* [Task to carry out]
From the listing below, pull out every line where the string "React" appears.

— BEGIN Stored data —

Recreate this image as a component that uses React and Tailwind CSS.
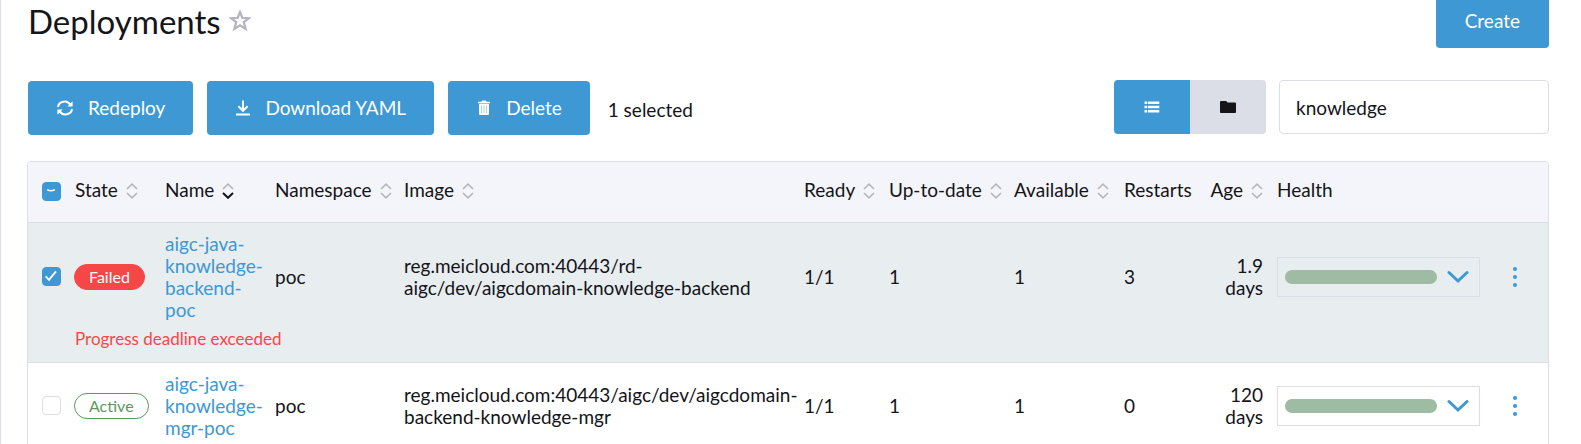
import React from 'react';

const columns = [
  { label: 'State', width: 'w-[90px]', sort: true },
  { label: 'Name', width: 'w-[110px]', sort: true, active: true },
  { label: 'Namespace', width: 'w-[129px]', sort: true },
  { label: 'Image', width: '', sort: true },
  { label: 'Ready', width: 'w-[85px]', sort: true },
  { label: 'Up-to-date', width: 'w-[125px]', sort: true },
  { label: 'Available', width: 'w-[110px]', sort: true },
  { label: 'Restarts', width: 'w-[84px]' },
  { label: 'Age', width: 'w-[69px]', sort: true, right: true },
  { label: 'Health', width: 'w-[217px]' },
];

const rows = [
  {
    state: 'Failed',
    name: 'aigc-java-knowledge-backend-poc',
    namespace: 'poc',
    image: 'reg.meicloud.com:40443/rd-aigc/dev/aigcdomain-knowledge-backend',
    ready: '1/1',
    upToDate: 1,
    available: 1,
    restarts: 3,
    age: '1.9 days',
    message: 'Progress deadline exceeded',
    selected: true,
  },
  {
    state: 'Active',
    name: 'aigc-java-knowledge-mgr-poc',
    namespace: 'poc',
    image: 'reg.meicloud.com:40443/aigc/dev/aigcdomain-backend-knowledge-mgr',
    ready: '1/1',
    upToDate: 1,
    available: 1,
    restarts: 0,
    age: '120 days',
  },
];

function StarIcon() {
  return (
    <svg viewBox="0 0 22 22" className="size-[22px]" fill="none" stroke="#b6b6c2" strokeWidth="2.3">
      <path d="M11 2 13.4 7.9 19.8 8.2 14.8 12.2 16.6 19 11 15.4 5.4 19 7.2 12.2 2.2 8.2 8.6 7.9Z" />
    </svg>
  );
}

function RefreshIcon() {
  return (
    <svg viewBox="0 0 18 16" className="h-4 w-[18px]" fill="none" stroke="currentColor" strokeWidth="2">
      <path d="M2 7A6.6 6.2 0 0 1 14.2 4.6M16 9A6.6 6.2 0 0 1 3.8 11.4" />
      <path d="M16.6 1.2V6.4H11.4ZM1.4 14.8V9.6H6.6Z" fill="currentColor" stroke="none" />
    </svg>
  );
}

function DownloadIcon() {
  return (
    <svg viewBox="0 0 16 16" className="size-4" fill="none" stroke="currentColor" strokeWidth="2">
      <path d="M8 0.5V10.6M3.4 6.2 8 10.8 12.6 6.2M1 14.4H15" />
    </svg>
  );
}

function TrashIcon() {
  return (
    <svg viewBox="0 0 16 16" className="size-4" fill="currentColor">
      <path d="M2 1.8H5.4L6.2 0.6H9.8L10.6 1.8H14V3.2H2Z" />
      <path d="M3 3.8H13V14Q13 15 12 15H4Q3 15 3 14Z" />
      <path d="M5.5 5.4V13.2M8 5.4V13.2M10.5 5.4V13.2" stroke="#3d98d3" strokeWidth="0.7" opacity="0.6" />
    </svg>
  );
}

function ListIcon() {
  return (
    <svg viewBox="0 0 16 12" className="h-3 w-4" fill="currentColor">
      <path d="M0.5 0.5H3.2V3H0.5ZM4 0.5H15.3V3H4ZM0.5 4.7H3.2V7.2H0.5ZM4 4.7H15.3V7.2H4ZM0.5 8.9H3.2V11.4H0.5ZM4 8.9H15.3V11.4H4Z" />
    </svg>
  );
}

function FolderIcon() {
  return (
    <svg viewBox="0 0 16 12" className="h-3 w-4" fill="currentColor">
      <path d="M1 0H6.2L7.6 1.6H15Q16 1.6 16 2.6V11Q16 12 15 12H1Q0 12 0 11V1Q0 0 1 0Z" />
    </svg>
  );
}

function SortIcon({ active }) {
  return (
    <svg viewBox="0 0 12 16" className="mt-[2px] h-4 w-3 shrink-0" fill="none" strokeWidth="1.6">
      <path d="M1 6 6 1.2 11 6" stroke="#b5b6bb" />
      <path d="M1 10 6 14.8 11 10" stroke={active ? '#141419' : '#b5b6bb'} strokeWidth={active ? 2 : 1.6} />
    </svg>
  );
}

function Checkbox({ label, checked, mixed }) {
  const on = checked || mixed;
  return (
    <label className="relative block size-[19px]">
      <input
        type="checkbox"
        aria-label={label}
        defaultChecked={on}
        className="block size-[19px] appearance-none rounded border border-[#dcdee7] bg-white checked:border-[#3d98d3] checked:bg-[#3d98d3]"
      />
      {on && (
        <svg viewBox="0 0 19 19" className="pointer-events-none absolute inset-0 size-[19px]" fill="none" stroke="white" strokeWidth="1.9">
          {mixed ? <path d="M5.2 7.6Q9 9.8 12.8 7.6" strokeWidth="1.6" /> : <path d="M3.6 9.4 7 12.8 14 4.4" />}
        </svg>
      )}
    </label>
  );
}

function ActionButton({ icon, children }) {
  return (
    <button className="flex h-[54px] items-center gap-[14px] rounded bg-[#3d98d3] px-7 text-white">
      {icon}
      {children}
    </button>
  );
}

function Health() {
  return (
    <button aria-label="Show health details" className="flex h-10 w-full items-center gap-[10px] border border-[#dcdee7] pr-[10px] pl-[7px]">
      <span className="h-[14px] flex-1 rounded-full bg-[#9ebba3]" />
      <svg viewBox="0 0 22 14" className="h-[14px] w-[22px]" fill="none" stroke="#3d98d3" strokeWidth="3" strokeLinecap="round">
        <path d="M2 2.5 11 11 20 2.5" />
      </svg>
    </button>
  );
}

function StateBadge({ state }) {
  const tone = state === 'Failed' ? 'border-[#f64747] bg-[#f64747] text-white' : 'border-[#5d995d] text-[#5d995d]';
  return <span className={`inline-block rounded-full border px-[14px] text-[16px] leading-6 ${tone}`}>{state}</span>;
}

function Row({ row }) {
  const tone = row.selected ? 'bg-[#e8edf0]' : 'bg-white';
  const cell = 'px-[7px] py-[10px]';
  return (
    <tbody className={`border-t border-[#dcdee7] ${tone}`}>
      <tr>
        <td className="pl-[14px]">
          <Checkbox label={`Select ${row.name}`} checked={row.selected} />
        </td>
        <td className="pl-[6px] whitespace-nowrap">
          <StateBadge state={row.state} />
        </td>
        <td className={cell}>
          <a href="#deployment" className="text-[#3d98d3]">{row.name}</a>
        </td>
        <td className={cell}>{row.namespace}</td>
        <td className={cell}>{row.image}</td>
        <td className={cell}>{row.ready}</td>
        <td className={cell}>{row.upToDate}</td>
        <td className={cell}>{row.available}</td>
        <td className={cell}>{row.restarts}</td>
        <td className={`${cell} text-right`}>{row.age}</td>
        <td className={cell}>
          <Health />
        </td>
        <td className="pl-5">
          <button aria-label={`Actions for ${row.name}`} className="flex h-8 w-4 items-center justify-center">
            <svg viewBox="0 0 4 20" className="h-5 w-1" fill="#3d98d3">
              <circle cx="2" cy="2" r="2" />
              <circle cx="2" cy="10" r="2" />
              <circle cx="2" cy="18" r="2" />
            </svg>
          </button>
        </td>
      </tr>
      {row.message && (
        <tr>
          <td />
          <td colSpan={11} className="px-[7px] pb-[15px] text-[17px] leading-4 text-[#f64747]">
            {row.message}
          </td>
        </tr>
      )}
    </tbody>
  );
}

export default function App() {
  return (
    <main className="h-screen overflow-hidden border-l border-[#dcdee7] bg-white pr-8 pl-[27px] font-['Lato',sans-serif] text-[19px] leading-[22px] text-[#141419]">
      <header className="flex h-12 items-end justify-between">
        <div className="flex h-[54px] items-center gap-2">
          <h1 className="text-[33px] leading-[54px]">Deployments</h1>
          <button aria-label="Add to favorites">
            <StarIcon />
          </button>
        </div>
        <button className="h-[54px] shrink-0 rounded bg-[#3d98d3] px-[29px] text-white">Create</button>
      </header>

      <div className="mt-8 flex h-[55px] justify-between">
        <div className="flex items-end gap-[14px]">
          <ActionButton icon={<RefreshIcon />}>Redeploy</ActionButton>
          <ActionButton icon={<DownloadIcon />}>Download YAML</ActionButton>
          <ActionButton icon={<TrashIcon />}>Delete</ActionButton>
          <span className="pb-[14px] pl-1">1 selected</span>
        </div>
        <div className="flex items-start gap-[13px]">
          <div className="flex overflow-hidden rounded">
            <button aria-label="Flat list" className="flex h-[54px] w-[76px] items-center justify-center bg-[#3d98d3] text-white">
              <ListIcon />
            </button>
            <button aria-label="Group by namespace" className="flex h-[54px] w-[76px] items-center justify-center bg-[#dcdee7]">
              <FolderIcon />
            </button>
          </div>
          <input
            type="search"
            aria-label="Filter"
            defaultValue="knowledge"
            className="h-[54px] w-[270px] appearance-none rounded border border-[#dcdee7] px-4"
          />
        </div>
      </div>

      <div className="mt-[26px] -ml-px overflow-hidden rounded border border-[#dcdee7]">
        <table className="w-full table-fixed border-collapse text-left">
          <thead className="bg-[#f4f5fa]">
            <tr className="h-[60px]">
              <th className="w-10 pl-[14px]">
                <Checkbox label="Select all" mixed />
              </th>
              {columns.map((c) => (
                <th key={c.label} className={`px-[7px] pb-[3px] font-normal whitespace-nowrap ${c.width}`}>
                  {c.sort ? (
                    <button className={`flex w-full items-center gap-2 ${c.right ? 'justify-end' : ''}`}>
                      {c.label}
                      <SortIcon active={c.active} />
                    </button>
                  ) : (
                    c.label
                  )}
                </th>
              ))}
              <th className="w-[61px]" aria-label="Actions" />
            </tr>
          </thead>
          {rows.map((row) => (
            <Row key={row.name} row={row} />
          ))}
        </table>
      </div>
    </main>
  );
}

— END Stored data —

* [Solution for this exercise]
Recreate this image as a component that uses React and Tailwind CSS.
import React from 'react';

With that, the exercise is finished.